The evidence is all around.  The devil has done a masterful job of deception, and the fallout is clear to see.  Violence plagues our culture.  Immorality has virtually destroyed the home.  The once-unthinkable has become common place.  Sin parades through our streets.  Our nation has joined the ranks of those who do not even know how to blush (Jeremiah 6:15). Our country needs Christians who behave like Christians now more than ever.  Each of us has that opportunity and responsibility.  Only one question remains: Will we?

Lifelines July 12, 2020

The rumors were circulating, and He wanted to know what people were saying.  What is the word on the street?  Some speculated that He was the eccentric John the Baptist.  After all, that fire-and-brimstone preacher had stirred up quite a ruckus.  Then again, other folks pointed to a different prophet, maybe from long ago like Elijah or Jeremiah.  There was plenty of chatter.  There still is.  There has never been a shortage of opinions about the self-proclaimed “Son of Man.”  Most of them, both then and now, miss the mark.

Speculation had smothered revelation.  The Father had made it clear to Peter.  He got it straight from the source.  This was no one less than the Christ, the Son of the living God.  The old fisherman nailed it.  All of the signs indicated that fact.  A book full of prophecies had all pointed to the one born among the animals.  Angels announced it before He was ever born.  The shepherds knew what the scholars missed.  This was the one they had been anticipating, and preconceptions blinded their eyes. 

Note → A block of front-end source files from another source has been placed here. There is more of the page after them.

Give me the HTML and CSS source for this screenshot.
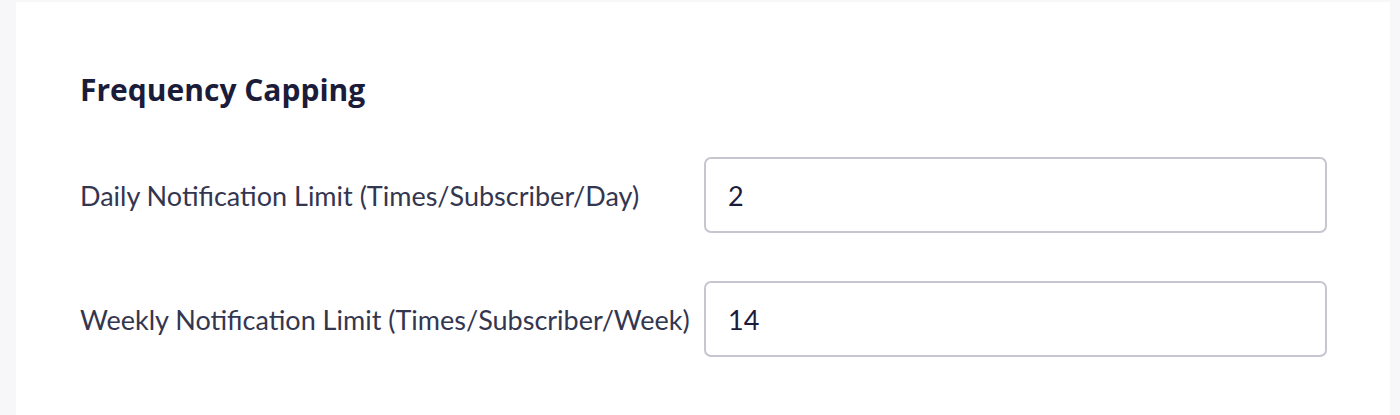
FILE: index.html
```html
<!DOCTYPE html>
<html lang="en">
<head>
    <meta charset="UTF-8">
    <meta name="viewport" content="width=device-width, initial-scale=1.0">
    <title>Frequency Capping</title>
    <link rel="stylesheet" href="styles.css">
</head>
<body>
    <div class="card">
        <h2 class="card-title">Frequency Capping</h2>

        <form class="cap-form">
            <label for="daily">Daily Notification Limit (Times/Subscriber/Day)</label>
            <input type="text" id="daily" name="daily" value="2">

            <label for="weekly">Weekly Notification Limit (Times/Subscriber/Week)</label>
            <input type="text" id="weekly" name="weekly" value="14">
        </form>
    </div>
</body>
</html>
```

FILE: styles.css
```css
body{
    margin: 0;
    height: 415px;
    overflow: hidden;
    background-color: #f7f7fa;
    font-family: Lato, "Open Sans", sans-serif;
}
.card{
    margin: 2px 10px 0 16px;
    height: 413px;
    padding: 0 63px 0 64px;
    background-color: #fff;
    box-sizing: border-box;
    overflow: hidden;
}
.card-title{
    margin: 0;
    padding-top: 68px;
    font-family: "Open Sans", Lato, sans-serif;
    font-size: 30px;
    font-weight: 700;
    line-height: 40px;
    color: #1b1c3a;
}
.cap-form{
    display: grid;
    grid-template-columns: 624px 1fr;
    row-gap: 48px;
    align-items: center;
    margin-top: 47px;
}
label{
    font-size: 27px;
    color: #34364f;
}
input{
    height: 76px;
    padding: 0 22px;
    border: 2px solid #c6c6d0;
    border-radius: 7px;
    box-sizing: border-box;
    font-family: inherit;
    font-size: 27px;
    color: #1b1c3a;
    outline: none;
}
```
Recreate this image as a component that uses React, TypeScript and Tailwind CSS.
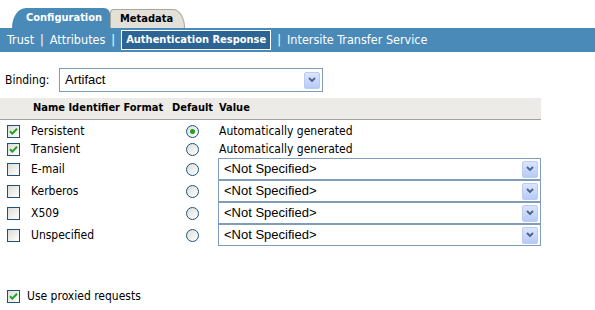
import React from "react";

const ui = "font-['DejaVu_Sans_Condensed','DejaVu_Sans',sans-serif] text-[12px]";

function Check({ checked }: { checked?: boolean }) {
  return (
    <span className="flex h-[13px] w-[13px] shrink-0 items-center justify-center border border-[#1c5180] bg-gradient-to-br from-[#dcdcd7] to-white">
      {checked && (
        <svg width="9" height="9" viewBox="0 0 9 9">
          <path d="M1 4.2 L3.3 6.6 L8 1.8" fill="none" stroke="#21a121" strokeWidth="2" />
        </svg>
      )}
    </span>
  );
}

function Radio({ checked }: { checked?: boolean }) {
  return (
    <span className="flex h-[13px] w-[13px] items-center justify-center rounded-full border border-[#1c5180] bg-gradient-to-br from-[#dcdcd7] to-white">
      {checked && <span className="h-[5px] w-[5px] rounded-full bg-[#21a121]" />}
    </span>
  );
}

function Arrow() {
  return (
    <span className="flex h-[17px] w-[16px] items-center justify-center rounded-[2px] border border-[#bccbef] bg-gradient-to-b from-[#dbe5fd] to-[#b6cbf8]">
      <svg width="8" height="6" viewBox="0 0 8 6">
        <path d="M1 1 L4 4 L7 1" fill="none" stroke="#4d6185" strokeWidth="1.8" />
      </svg>
    </span>
  );
}

function Select({ value, className }: { value: string; className: string }) {
  return (
    <div className={`flex items-center justify-between border border-[#7f9db9] bg-white pl-[5px] pr-[2px] font-['Liberation_Sans',sans-serif] text-[13px] text-black ${className}`}>
      <span>{value}</span>
      <Arrow />
    </div>
  );
}

const rows = [
  { name: "Persistent", checked: true, def: true, value: null },
  { name: "Transient", checked: true, def: false, value: null },
  { name: "E-mail", checked: false, def: false, value: "<Not Specified>" },
  { name: "Kerberos", checked: false, def: false, value: "<Not Specified>" },
  { name: "X509", checked: false, def: false, value: "<Not Specified>" },
  { name: "Unspecified", checked: false, def: false, value: "<Not Specified>" },
];

export default function App() {
  return (
    <div className={`h-[310px] w-[595px] overflow-hidden bg-white text-black ${ui}`}>
      <div className="flex h-[28px] items-end pl-[12px]">
        <div className="flex h-[20px] w-[98px] items-center rounded-tl-[14px_20px] rounded-tr-[6px] bg-[#4a8ab9] pl-[14px] text-[11px] font-bold text-white">
          Configuration
        </div>
        <div className="flex h-[19px] w-[75px] items-center rounded-tr-[12px_19px] rounded-tl-[4px] border border-b-0 border-[#a9a69a] bg-[#e2e0d8] pl-[9px] text-[11px] font-bold text-black">
          Metadata
        </div>
      </div>
      <div className="flex h-[24px] items-center bg-[#4a8ab9] pl-[7px] text-[12.5px] text-white">
        <span>Trust</span>
        <span className="px-[6px]">|</span>
        <span>Attributes</span>
        <span className="px-[6px]">|</span>
        <span className="border border-white bg-[#2c6494] px-[4px] py-[1px] text-[11px] font-bold">Authentication Response</span>
        <span className="px-[6px]">|</span>
        <span>Intersite Transfer Service</span>
      </div>

      <div className="mt-[16px] flex items-center pl-[5px]">
        <span className="w-[54px]">Binding:</span>
        <Select value="Artifact" className="h-[24px] w-[264px]" />
      </div>

      <div className="mt-[6px] w-[541px]">
        <div className="flex h-[22px] items-center border-b border-[#a0a0a0] bg-[#ecebe8] text-[11px] font-bold">
          <span className="w-[172px] pl-[33px]">Name Identifier Format</span>
          <span className="w-[47px]">Default</span>
          <span>Value</span>
        </div>
        <div className="pt-[2px]">
          {rows.map((r) => (
            <div key={r.name} className={`flex items-center ${r.value ? "h-[22px]" : "h-[18px]"}`}>
              <span className="flex w-[31px] pl-[7px]">
                <Check checked={r.checked} />
              </span>
              <span className="w-[155px]">{r.name}</span>
              <span className="w-[32px]">
                <Radio checked={r.def} />
              </span>
              {r.value ? (
                <Select value={r.value} className="h-[22px] flex-1" />
              ) : (
                <span className="pl-[1px]">Automatically generated</span>
              )}
            </div>
          ))}
        </div>
      </div>

      <div className="mt-[41px] flex items-center gap-[7px] pl-[7px]">
        <Check checked />
        <span>Use proxied requests</span>
      </div>
    </div>
  );
}
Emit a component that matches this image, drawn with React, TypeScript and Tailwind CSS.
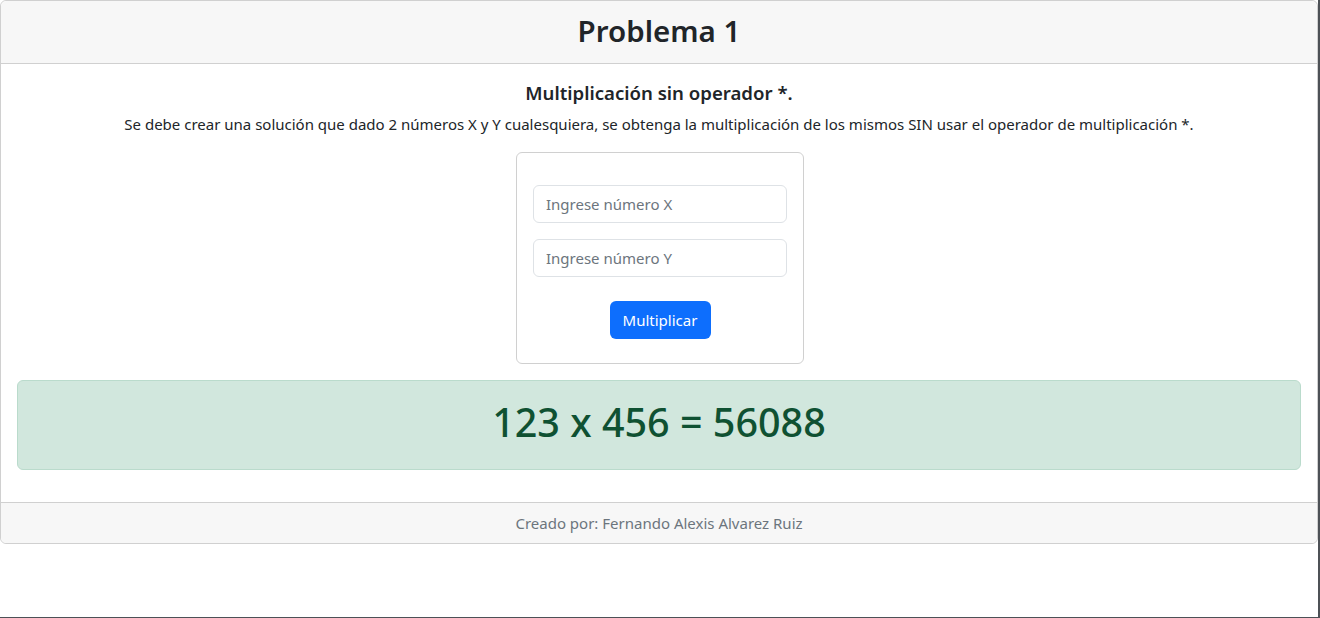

It is hard to imagine a more unlikely figure to figure it out.  His background was in nets, boats and fish; hardly the scholastic credentials we might expect.  He would stumble at times and waver at others.  He was confident, but that was clearly misplaced.  “I’ll never” turned into “I don’t know Him” at the challenge of a slave girl as he retreated into the darkness.  Still, he had that critical information in his head, “You are the Christ, the Son of the living God.”  That was the foundation of a new culture, not Peter’s strength but the Lord’s true identity.

That would prove to be the foundation upon which He would build His special people, the church of Christ.  It is His, bought and paid for by His extraordinarily pure and holy blood.  It is not a secondary thought or a marginal issue.  That is a human way of thinking built not on the rock but on popular opinion.  Jesus loves His church and gave His life for Her (Ephesians 5:25).  To minimize the significance of the church is to devalue the agony of the crucifixion and say it does not matter.

The day is coming in which the Son of God will present His church, not just any church, but His church holy and blameless.  She will have no flaws or blemishes because she has been thoroughly washed and cleansed by the blood of the lamb.  It will be an amazing day in which Christians will finally be home with their Father. 

Jesus looked ahead that day as He talked with the apostles about the time when He would build His very special and unique church.  There is no other.  Peter understood how special the Lord was and still stumbled.  The Son of God built His church anyway, and today we remember.